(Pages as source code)
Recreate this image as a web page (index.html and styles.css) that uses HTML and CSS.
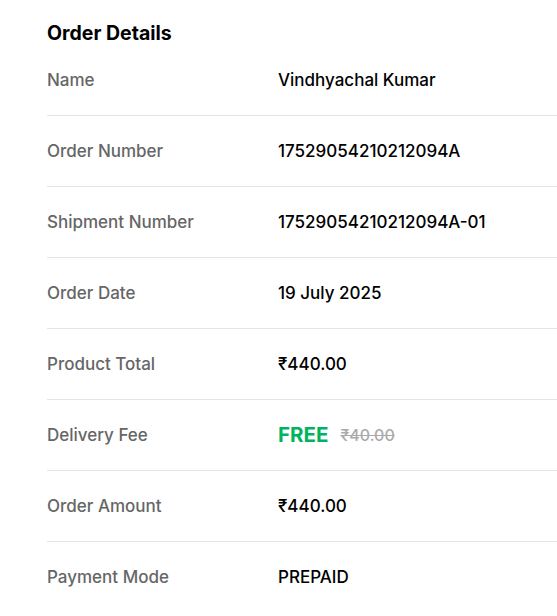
FILE: index.html
```html
<!DOCTYPE html>
<html>
<head>
<meta charset="utf-8">
<link rel="stylesheet" href="styles.css">
</head>
<body>
<section class="order">
  <h2 class="title">Order Details</h2>
  <div class="row"><span class="label">Name</span><span class="value">Vindhyachal Kumar</span></div>
  <div class="row"><span class="label">Order Number</span><span class="value">17529054210212094A</span></div>
  <div class="row"><span class="label">Shipment Number</span><span class="value">17529054210212094A-01</span></div>
  <div class="row"><span class="label">Order Date</span><span class="value">19 July 2025</span></div>
  <div class="row"><span class="label">Product Total</span><span class="value">₹440.00</span></div>
  <div class="row"><span class="label">Delivery Fee</span><span class="value"><span class="free">FREE</span><span class="strike">₹40.00</span></span></div>
  <div class="row"><span class="label">Order Amount</span><span class="value">₹440.00</span></div>
  <div class="row last"><span class="label">Payment Mode</span><span class="value">PREPAID</span></div>
</section>
</body>
</html>
```
FILE: styles.css
```css
html, body {
  margin: 0;
  padding: 0;
  background: #fff;
}
body {
  font-family: Inter, "Noto Sans", sans-serif;
  color: #000;
}
.order {
  padding: 21px 0 0 47px;
}
.title {
  margin: 0;
  font-size: 19.5px;
  line-height: 24px;
  font-weight: 700;
  color: #000;
}
.row {
  display: flex;
  align-items: center;
  height: 70px;
  border-bottom: 1px solid #e4e4e4;
}
.row.last {
  border-bottom: none;
}
.label {
  width: 231px;
  font-size: 17px;
  line-height: 20px;
  font-weight: 500;
  color: #666;
}
.value {
  display: flex;
  align-items: center;
  font-size: 17px;
  line-height: 20px;
  font-weight: 500;
  color: #000;
}
.free {
  font-size: 20.5px;
  font-weight: 700;
  color: #00b35e;
}
.strike {
  margin-left: 12px;
  font-size: 16px;
  font-weight: 500;
  color: #aaa;
  text-decoration: line-through;
}
```
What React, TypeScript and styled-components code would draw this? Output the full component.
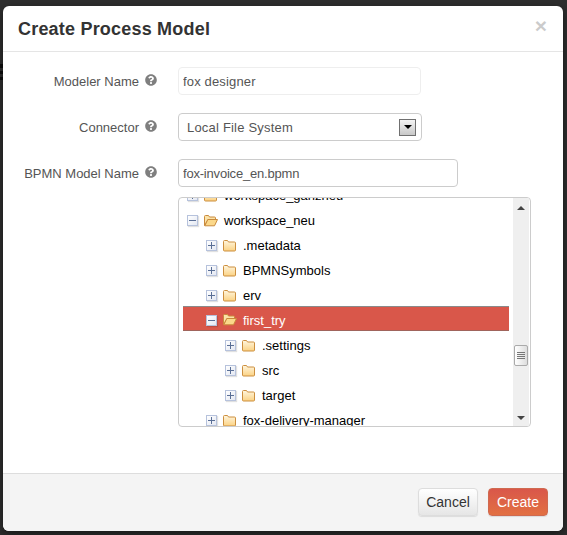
import React from 'react'
import styled, { createGlobalStyle } from 'styled-components'
import { FaQuestionCircle } from 'react-icons/fa'

const Global = createGlobalStyle`
  html, body { margin: 0; height: 100%; }
  body {
    background: #2e2e2e;
    font-family: "Liberation Sans", Arial, sans-serif;
    overflow: hidden;
  }
`

const Page = styled.div`
  width: 567px;
  height: 535px;
  padding: 6px 4px 4px 3px;
  box-sizing: border-box;
  position: relative;
  /* sliver of the dimmed page text behind the modal */
  &::before {
    content: '';
    position: absolute;
    left: 0;
    top: 64px;
    width: 3px;
    height: 16px;
    background: linear-gradient(#0d0d0d 0 4px, transparent 4px 7px, #0d0d0d 7px 10px, transparent 10px 13px, #0d0d0d 13px);
  }
`

const Dialog = styled.div`
  width: 560px;
  height: 525px;
  background: #fff;
  border-radius: 6px;
  box-shadow: 0 3px 9px rgba(0, 0, 0, 0.5);
  display: flex;
  flex-direction: column;
  overflow: hidden;
  position: relative;
`

const Header = styled.div`
  height: 45px;
  flex: none;
  border-bottom: 1px solid #e5e5e5;
  display: flex;
  align-items: center;
  justify-content: space-between;
  padding: 0 16px 0 15px;
`

const Title = styled.h4`
  margin: 0;
  font-size: 18px;
  font-weight: bold;
  letter-spacing: 0.2px;
  color: #333;
  line-height: 20px;
`

const Close = styled.span`
  font-size: 21px;
  font-weight: bold;
  line-height: 1;
  color: #000;
  opacity: 0.2;
  margin-bottom: 6px;
`

const Body = styled.div`
  flex: 1;
  padding: 15px 32px 0 0;
  display: flex;
  flex-direction: column;
`

const FormRow = styled.div`
  display: grid;
  grid-template-columns: 175px 1fr;
  align-items: center;
  height: 28px;
  margin-bottom: 18px;
`

const LabelCell = styled.div`
  display: flex;
  justify-content: flex-end;
  align-items: center;
  gap: 6px;
  padding-right: 21px;
  font-size: 13px;
  color: #555;
`

const Help = styled(FaQuestionCircle)`
  width: 12px;
  height: 12px;
  color: #7f7f7f;
  margin-top: -2px;
`

const TextInput = styled.input<{ $w: number; $faint?: boolean; $spacing: number }>`
  box-sizing: border-box;
  width: ${(p) => p.$w}px;
  height: 28px;
  padding: 0 4px;
  font: 13px "Liberation Sans", Arial, sans-serif;
  letter-spacing: ${(p) => p.$spacing}px;
  color: #555;
  background: #fff;
  border: 1px solid ${(p) => (p.$faint ? '#eee' : '#ccc')};
  border-radius: 4px;
  outline: none;
`

const SelectBox = styled.div`
  box-sizing: border-box;
  width: 244px;
  height: 28px;
  border: 1px solid #ccc;
  border-radius: 4px;
  padding: 0 5px 0 8px;
  display: flex;
  align-items: center;
  justify-content: space-between;
  font-size: 13px;
  letter-spacing: 0.2px;
  color: #555;
`

const SelectArrow = styled.span`
  box-sizing: border-box;
  width: 17px;
  height: 17px;
  border: 1px solid #707070;
  background: linear-gradient(#f4f4f4, #c8c8c8);
  display: flex;
  align-items: center;
  justify-content: center;
  &::after {
    content: '';
    border-top: 4px solid #000;
    border-left: 4px solid transparent;
    border-right: 4px solid transparent;
  }
`

const TreeWrap = styled.div`
  margin: -8px 0 0 175px;
  box-sizing: border-box;
  width: 353px;
  height: 230px;
  border: 1px solid #ccc;
  border-radius: 4px;
  display: flex;
  overflow: hidden;
`

const TreeList = styled.div`
  flex: 1;
  padding: 0 4px;
  margin-top: -15px;
`

const Row = styled.div<{ $depth: number; $selected?: boolean }>`
  box-sizing: border-box;
  height: 25px;
  display: flex;
  align-items: center;
  padding-left: ${(p) => 4 + p.$depth * 19}px;
  font-size: 13px;
  color: #000;
  ${(p) =>
    p.$selected &&
    `
    color: #fff;
    background: #d9574a;
    border-top: 1px solid #8a8a8a;
    border-bottom: 1px solid #a0645c;
    margin: -2px 0 2px;
    padding-top: 3px;
  `}
`

const Expander = styled.span<{ $open?: boolean }>`
  box-sizing: border-box;
  flex: none;
  width: 11px;
  height: 11px;
  background: linear-gradient(135deg, #fff, #e4e8f2);
  border: 1px solid #b6c2dc;
  box-shadow: 1px 1px 1px rgba(0, 0, 0, 0.12);
  position: relative;
  margin-right: 6px;
  &::before {
    content: '';
    position: absolute;
    left: 1px;
    right: 1px;
    top: 4px;
    height: 1px;
    background: #5a6f96;
  }
  &::after {
    content: '';
    display: ${(p) => (p.$open ? 'none' : 'block')};
    position: absolute;
    top: 1px;
    bottom: 1px;
    left: 4px;
    width: 1px;
    background: #5a6f96;
  }
`

const FolderSvg = styled.svg`
  flex: none;
  width: 14px;
  height: 12px;
  margin-right: 6px;
`

const Scrollbar = styled.div`
  flex: none;
  width: 16px;
  margin-right: 1px;
  margin-top: 0;
  background: #efefef;
  display: flex;
  flex-direction: column;
  align-items: center;
  justify-content: space-between;
  padding: 8px 0 6px;
  box-sizing: border-box;
  position: relative;
`

const ScrollArrow = styled.span<{ $up?: boolean }>`
  width: 0;
  height: 0;
  border-left: 4px solid transparent;
  border-right: 4px solid transparent;
  ${(p) => (p.$up ? 'border-bottom: 4px solid #444;' : 'border-top: 4px solid #444;')}
`

const Thumb = styled.div`
  position: absolute;
  left: 1px;
  top: 147px;
  box-sizing: border-box;
  width: 14px;
  height: 21px;
  background: linear-gradient(90deg, #fff, #ddd);
  border: 1px solid #aaa;
  border-radius: 2px;
  display: flex;
  flex-direction: column;
  justify-content: center;
  gap: 1px;
  padding: 0 2px;
  i {
    display: block;
    height: 1px;
    background: #777;
  }
`

const Footer = styled.div`
  flex: none;
  height: 58px;
  box-sizing: border-box;
  border-top: 1px solid #ddd;
  background: #f4f4f4;
  display: flex;
  justify-content: flex-end;
  align-items: flex-start;
  gap: 10px;
  padding: 14px 15px 0 0;
`

const Btn = styled.button<{ $primary?: boolean }>`
  box-sizing: border-box;
  width: 60px;
  height: 28px;
  padding: 0;
  font: 14px "Liberation Sans", Arial, sans-serif;
  border-radius: 4px;
  color: ${(p) => (p.$primary ? '#fff' : '#333')};
  border: 1px solid ${(p) => (p.$primary ? '#cf6a50' : '#ddd')};
  box-shadow: 0 1px 1px rgba(0, 0, 0, 0.1);
  background: ${(p) =>
    p.$primary ? 'linear-gradient(#d9574a, #e27042)' : 'linear-gradient(#fff, #e6e6e6)'};
`

function Folder({ open }: { open?: boolean }) {
  if (open) {
    return (
      <FolderSvg viewBox="0 0 14 12">
        <path d="M.5 10.5V1.5a1 1 0 0 1 1-1h3l1 1.5h5a1 1 0 0 1 1 1v1.5H4L.5 10.5z" fill="#fbe3a8" stroke="#c98a3c" />
        <path d="M.8 10.8 3.8 4.5h9.7l-3 6.3z" fill="#fbd88a" stroke="#c98a3c" strokeLinejoin="round" />
      </FolderSvg>
    )
  }
  return (
    <FolderSvg viewBox="0 0 14 12">
      <defs>
        <linearGradient id="fold" x1="0" y1="0" x2="0" y2="1">
          <stop offset="0" stopColor="#fff6df" />
          <stop offset="1" stopColor="#fbd283" />
        </linearGradient>
      </defs>
      <path d="M.5 1.5a1 1 0 0 1 1-1h3l1 1.5h6a1 1 0 0 1 1 1v7a1 1 0 0 1-1 1h-10a1 1 0 0 1-1-1z" fill="url(#fold)" stroke="#cc8f3f" />
    </FolderSvg>
  )
}

const nodes = [
  { name: 'workspace_ganzneu', depth: 0 },
  { name: 'workspace_neu', depth: 0, open: true },
  { name: '.metadata', depth: 1 },
  { name: 'BPMNSymbols', depth: 1 },
  { name: 'erv', depth: 1 },
  { name: 'first_try', depth: 1, open: true, selected: true },
  { name: '.settings', depth: 2 },
  { name: 'src', depth: 2 },
  { name: 'target', depth: 2 },
  { name: 'fox-delivery-manager', depth: 1 },
]

export default function App() {
  return (
    <Page>
      <Global />
      <Dialog>
        <Header>
          <Title>Create Process Model</Title>
          <Close>×</Close>
        </Header>
        <Body>
          <FormRow>
            <LabelCell>Modeler Name <Help /></LabelCell>
            <TextInput $w={243} $faint $spacing={0.15} defaultValue="fox designer" />
          </FormRow>
          <FormRow>
            <LabelCell>Connector <Help /></LabelCell>
            <SelectBox>Local File System<SelectArrow /></SelectBox>
          </FormRow>
          <FormRow>
            <LabelCell>BPMN Model Name <Help /></LabelCell>
            <TextInput $w={280} $spacing={-0.2} defaultValue="fox-invoice_en.bpmn" />
          </FormRow>
          <TreeWrap>
            <TreeList>
              {nodes.map((n) => (
                <Row key={n.name} $depth={n.depth} $selected={n.selected}>
                  <Expander $open={n.open} />
                  <Folder open={n.open} />
                  {n.name}
                </Row>
              ))}
            </TreeList>
            <Scrollbar>
              <ScrollArrow $up />
              <Thumb><i /><i /><i /><i /></Thumb>
              <ScrollArrow />
            </Scrollbar>
          </TreeWrap>
        </Body>
        <Footer>
          <Btn>Cancel</Btn>
          <Btn $primary>Create</Btn>
        </Footer>
      </Dialog>
    </Page>
  )
}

■ **WHAT THE EXERCISE ASKS**
Within the listing above, find every line containing the string "styles" and return it.

■ **TASK RESULT**
Recreate this image as a web page (index.html and styles.css) that uses HTML and CSS.
<link rel="stylesheet" href="styles.css">
FILE: styles.css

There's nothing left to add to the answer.